(SOURCE EXCERPT):
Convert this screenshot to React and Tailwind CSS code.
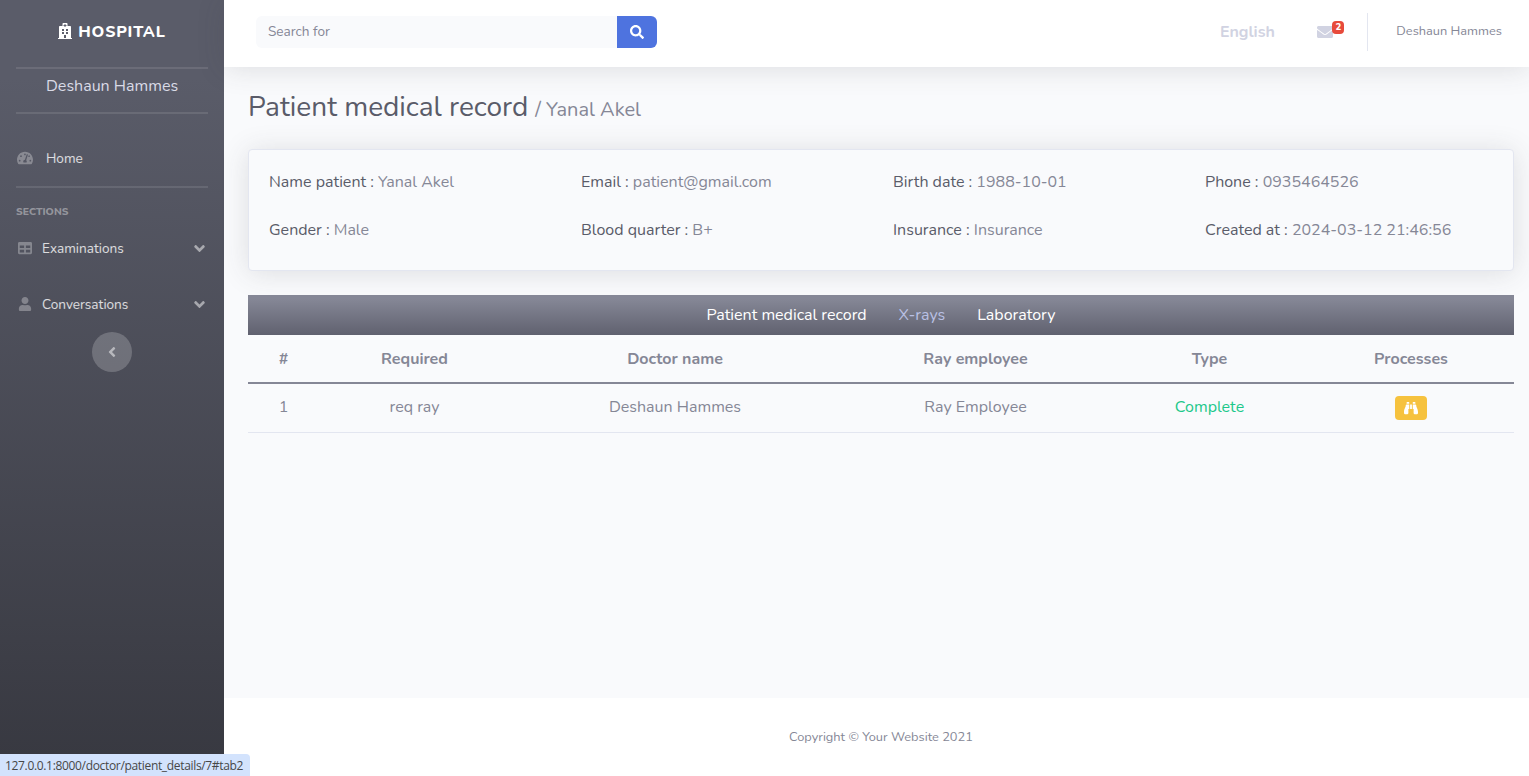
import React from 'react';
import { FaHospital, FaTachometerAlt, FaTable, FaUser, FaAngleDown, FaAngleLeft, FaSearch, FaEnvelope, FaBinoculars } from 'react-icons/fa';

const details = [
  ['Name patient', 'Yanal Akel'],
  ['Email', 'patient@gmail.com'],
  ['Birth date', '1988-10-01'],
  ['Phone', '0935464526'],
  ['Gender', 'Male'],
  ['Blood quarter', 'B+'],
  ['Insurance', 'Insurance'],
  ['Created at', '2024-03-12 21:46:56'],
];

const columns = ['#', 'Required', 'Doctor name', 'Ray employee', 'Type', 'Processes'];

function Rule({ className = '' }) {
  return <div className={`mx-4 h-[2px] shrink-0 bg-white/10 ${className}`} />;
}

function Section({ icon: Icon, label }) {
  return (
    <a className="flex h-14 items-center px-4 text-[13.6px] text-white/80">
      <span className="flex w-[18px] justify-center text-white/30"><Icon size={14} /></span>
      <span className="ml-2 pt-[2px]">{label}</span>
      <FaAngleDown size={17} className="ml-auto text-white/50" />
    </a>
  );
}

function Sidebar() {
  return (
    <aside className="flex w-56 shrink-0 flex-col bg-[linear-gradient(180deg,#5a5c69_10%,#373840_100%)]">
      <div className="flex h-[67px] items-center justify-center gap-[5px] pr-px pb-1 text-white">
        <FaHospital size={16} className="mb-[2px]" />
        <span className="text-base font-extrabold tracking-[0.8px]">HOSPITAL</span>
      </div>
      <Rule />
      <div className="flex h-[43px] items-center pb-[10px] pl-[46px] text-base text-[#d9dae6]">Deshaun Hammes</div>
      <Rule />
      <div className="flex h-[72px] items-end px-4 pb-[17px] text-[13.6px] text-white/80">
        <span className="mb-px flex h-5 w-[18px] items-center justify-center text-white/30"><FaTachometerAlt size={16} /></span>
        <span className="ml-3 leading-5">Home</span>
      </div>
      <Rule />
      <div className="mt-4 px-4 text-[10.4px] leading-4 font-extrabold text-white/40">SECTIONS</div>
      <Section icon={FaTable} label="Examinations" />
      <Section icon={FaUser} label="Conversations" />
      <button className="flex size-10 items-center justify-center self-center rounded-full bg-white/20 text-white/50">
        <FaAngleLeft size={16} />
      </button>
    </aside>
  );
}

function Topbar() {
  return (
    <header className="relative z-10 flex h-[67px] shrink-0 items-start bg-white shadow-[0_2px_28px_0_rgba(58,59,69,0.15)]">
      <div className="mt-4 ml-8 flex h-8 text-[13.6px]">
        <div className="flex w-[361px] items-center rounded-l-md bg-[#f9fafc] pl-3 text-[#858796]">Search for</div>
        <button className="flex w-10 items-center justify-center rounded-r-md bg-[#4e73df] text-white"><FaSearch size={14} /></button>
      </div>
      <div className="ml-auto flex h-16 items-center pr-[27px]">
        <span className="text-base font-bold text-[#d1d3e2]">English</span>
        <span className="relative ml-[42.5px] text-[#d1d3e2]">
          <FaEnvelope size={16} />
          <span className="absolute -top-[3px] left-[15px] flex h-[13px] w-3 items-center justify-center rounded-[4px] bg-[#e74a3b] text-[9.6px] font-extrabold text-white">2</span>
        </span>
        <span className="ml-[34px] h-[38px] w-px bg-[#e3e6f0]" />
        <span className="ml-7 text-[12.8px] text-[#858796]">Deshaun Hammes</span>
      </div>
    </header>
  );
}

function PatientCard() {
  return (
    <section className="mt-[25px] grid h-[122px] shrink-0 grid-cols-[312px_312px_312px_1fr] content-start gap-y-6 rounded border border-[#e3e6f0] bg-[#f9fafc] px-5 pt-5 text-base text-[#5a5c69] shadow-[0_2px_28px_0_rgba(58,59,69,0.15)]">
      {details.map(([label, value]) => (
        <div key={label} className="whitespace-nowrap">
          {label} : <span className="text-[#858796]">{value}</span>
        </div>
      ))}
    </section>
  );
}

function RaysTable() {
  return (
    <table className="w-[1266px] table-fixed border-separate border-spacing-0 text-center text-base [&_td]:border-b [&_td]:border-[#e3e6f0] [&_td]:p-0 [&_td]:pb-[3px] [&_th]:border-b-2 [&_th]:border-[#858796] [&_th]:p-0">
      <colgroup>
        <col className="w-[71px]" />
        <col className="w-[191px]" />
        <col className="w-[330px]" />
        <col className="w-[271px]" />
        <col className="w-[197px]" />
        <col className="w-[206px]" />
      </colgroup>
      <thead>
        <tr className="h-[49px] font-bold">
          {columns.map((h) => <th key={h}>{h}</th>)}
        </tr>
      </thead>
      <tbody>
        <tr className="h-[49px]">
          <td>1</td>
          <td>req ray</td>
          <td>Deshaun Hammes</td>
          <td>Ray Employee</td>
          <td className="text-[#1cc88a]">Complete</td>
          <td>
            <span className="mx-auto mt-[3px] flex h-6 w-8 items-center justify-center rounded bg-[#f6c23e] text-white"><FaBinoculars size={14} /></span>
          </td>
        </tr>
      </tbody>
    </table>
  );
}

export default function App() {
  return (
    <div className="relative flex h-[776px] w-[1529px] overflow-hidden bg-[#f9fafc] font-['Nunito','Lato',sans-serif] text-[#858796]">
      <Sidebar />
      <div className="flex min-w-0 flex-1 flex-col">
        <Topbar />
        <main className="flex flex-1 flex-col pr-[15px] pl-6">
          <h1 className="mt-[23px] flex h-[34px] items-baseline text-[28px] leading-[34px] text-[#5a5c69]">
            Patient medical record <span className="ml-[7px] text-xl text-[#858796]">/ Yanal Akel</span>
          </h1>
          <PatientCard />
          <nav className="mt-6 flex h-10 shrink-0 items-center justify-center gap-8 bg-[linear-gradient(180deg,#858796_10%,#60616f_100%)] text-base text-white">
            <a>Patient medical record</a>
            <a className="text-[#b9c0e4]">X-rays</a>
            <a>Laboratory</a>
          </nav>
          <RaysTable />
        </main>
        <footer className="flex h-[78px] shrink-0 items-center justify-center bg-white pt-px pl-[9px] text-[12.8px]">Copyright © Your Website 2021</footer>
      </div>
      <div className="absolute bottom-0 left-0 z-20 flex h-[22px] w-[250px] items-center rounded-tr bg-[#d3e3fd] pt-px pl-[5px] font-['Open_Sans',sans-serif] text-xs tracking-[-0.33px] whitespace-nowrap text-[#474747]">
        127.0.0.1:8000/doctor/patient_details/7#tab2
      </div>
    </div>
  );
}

(WHAT YOU ARE ASKED TO DO): Return the material exactly as given, apart from the pictures.

(RESPONSE BELOW):
Convert this screenshot to React and Tailwind CSS code.
import React from 'react';
import { FaHospital, FaTachometerAlt, FaTable, FaUser, FaAngleDown, FaAngleLeft, FaSearch, FaEnvelope, FaBinoculars } from 'react-icons/fa';

const details = [
  ['Name patient', 'Yanal Akel'],
  ['Email', 'patient@gmail.com'],
  ['Birth date', '1988-10-01'],
  ['Phone', '0935464526'],
  ['Gender', 'Male'],
  ['Blood quarter', 'B+'],
  ['Insurance', 'Insurance'],
  ['Created at', '2024-03-12 21:46:56'],
];

const columns = ['#', 'Required', 'Doctor name', 'Ray employee', 'Type', 'Processes'];

function Rule({ className = '' }) {
  return <div className={`mx-4 h-[2px] shrink-0 bg-white/10 ${className}`} />;
}

function Section({ icon: Icon, label }) {
  return (
    <a className="flex h-14 items-center px-4 text-[13.6px] text-white/80">
      <span className="flex w-[18px] justify-center text-white/30"><Icon size={14} /></span>
      <span className="ml-2 pt-[2px]">{label}</span>
      <FaAngleDown size={17} className="ml-auto text-white/50" />
    </a>
  );
}

function Sidebar() {
  return (
    <aside className="flex w-56 shrink-0 flex-col bg-[linear-gradient(180deg,#5a5c69_10%,#373840_100%)]">
      <div className="flex h-[67px] items-center justify-center gap-[5px] pr-px pb-1 text-white">
        <FaHospital size={16} className="mb-[2px]" />
        <span className="text-base font-extrabold tracking-[0.8px]">HOSPITAL</span>
      </div>
      <Rule />
      <div className="flex h-[43px] items-center pb-[10px] pl-[46px] text-base text-[#d9dae6]">Deshaun Hammes</div>
      <Rule />
      <div className="flex h-[72px] items-end px-4 pb-[17px] text-[13.6px] text-white/80">
        <span className="mb-px flex h-5 w-[18px] items-center justify-center text-white/30"><FaTachometerAlt size={16} /></span>
        <span className="ml-3 leading-5">Home</span>
      </div>
      <Rule />
      <div className="mt-4 px-4 text-[10.4px] leading-4 font-extrabold text-white/40">SECTIONS</div>
      <Section icon={FaTable} label="Examinations" />
      <Section icon={FaUser} label="Conversations" />
      <button className="flex size-10 items-center justify-center self-center rounded-full bg-white/20 text-white/50">
        <FaAngleLeft size={16} />
      </button>
    </aside>
  );
}

function Topbar() {
  return (
    <header className="relative z-10 flex h-[67px] shrink-0 items-start bg-white shadow-[0_2px_28px_0_rgba(58,59,69,0.15)]">
      <div className="mt-4 ml-8 flex h-8 text-[13.6px]">
        <div className="flex w-[361px] items-center rounded-l-md bg-[#f9fafc] pl-3 text-[#858796]">Search for</div>
        <button className="flex w-10 items-center justify-center rounded-r-md bg-[#4e73df] text-white"><FaSearch size={14} /></button>
      </div>
      <div className="ml-auto flex h-16 items-center pr-[27px]">
        <span className="text-base font-bold text-[#d1d3e2]">English</span>
        <span className="relative ml-[42.5px] text-[#d1d3e2]">
          <FaEnvelope size={16} />
          <span className="absolute -top-[3px] left-[15px] flex h-[13px] w-3 items-center justify-center rounded-[4px] bg-[#e74a3b] text-[9.6px] font-extrabold text-white">2</span>
        </span>
        <span className="ml-[34px] h-[38px] w-px bg-[#e3e6f0]" />
        <span className="ml-7 text-[12.8px] text-[#858796]">Deshaun Hammes</span>
      </div>
    </header>
  );
}

function PatientCard() {
  return (
    <section className="mt-[25px] grid h-[122px] shrink-0 grid-cols-[312px_312px_312px_1fr] content-start gap-y-6 rounded border border-[#e3e6f0] bg-[#f9fafc] px-5 pt-5 text-base text-[#5a5c69] shadow-[0_2px_28px_0_rgba(58,59,69,0.15)]">
      {details.map(([label, value]) => (
        <div key={label} className="whitespace-nowrap">
          {label} : <span className="text-[#858796]">{value}</span>
        </div>
      ))}
    </section>
  );
}

function RaysTable() {
  return (
    <table className="w-[1266px] table-fixed border-separate border-spacing-0 text-center text-base [&_td]:border-b [&_td]:border-[#e3e6f0] [&_td]:p-0 [&_td]:pb-[3px] [&_th]:border-b-2 [&_th]:border-[#858796] [&_th]:p-0">
      <colgroup>
        <col className="w-[71px]" />
        <col className="w-[191px]" />
        <col className="w-[330px]" />
        <col className="w-[271px]" />
        <col className="w-[197px]" />
        <col className="w-[206px]" />
      </colgroup>
      <thead>
        <tr className="h-[49px] font-bold">
          {columns.map((h) => <th key={h}>{h}</th>)}
        </tr>
      </thead>
      <tbody>
        <tr className="h-[49px]">
          <td>1</td>
          <td>req ray</td>
          <td>Deshaun Hammes</td>
          <td>Ray Employee</td>
          <td className="text-[#1cc88a]">Complete</td>
          <td>
            <span className="mx-auto mt-[3px] flex h-6 w-8 items-center justify-center rounded bg-[#f6c23e] text-white"><FaBinoculars size={14} /></span>
          </td>
        </tr>
      </tbody>
    </table>
  );
}

export default function App() {
  return (
    <div className="relative flex h-[776px] w-[1529px] overflow-hidden bg-[#f9fafc] font-['Nunito','Lato',sans-serif] text-[#858796]">
      <Sidebar />
      <div className="flex min-w-0 flex-1 flex-col">
        <Topbar />
        <main className="flex flex-1 flex-col pr-[15px] pl-6">
          <h1 className="mt-[23px] flex h-[34px] items-baseline text-[28px] leading-[34px] text-[#5a5c69]">
            Patient medical record <span className="ml-[7px] text-xl text-[#858796]">/ Yanal Akel</span>
          </h1>
          <PatientCard />
          <nav className="mt-6 flex h-10 shrink-0 items-center justify-center gap-8 bg-[linear-gradient(180deg,#858796_10%,#60616f_100%)] text-base text-white">
            <a>Patient medical record</a>
            <a className="text-[#b9c0e4]">X-rays</a>
            <a>Laboratory</a>
          </nav>
          <RaysTable />
        </main>
        <footer className="flex h-[78px] shrink-0 items-center justify-center bg-white pt-px pl-[9px] text-[12.8px]">Copyright © Your Website 2021</footer>
      </div>
      <div className="absolute bottom-0 left-0 z-20 flex h-[22px] w-[250px] items-center rounded-tr bg-[#d3e3fd] pt-px pl-[5px] font-['Open_Sans',sans-serif] text-xs tracking-[-0.33px] whitespace-nowrap text-[#474747]">
        127.0.0.1:8000/doctor/patient_details/7#tab2
      </div>
    </div>
  );
}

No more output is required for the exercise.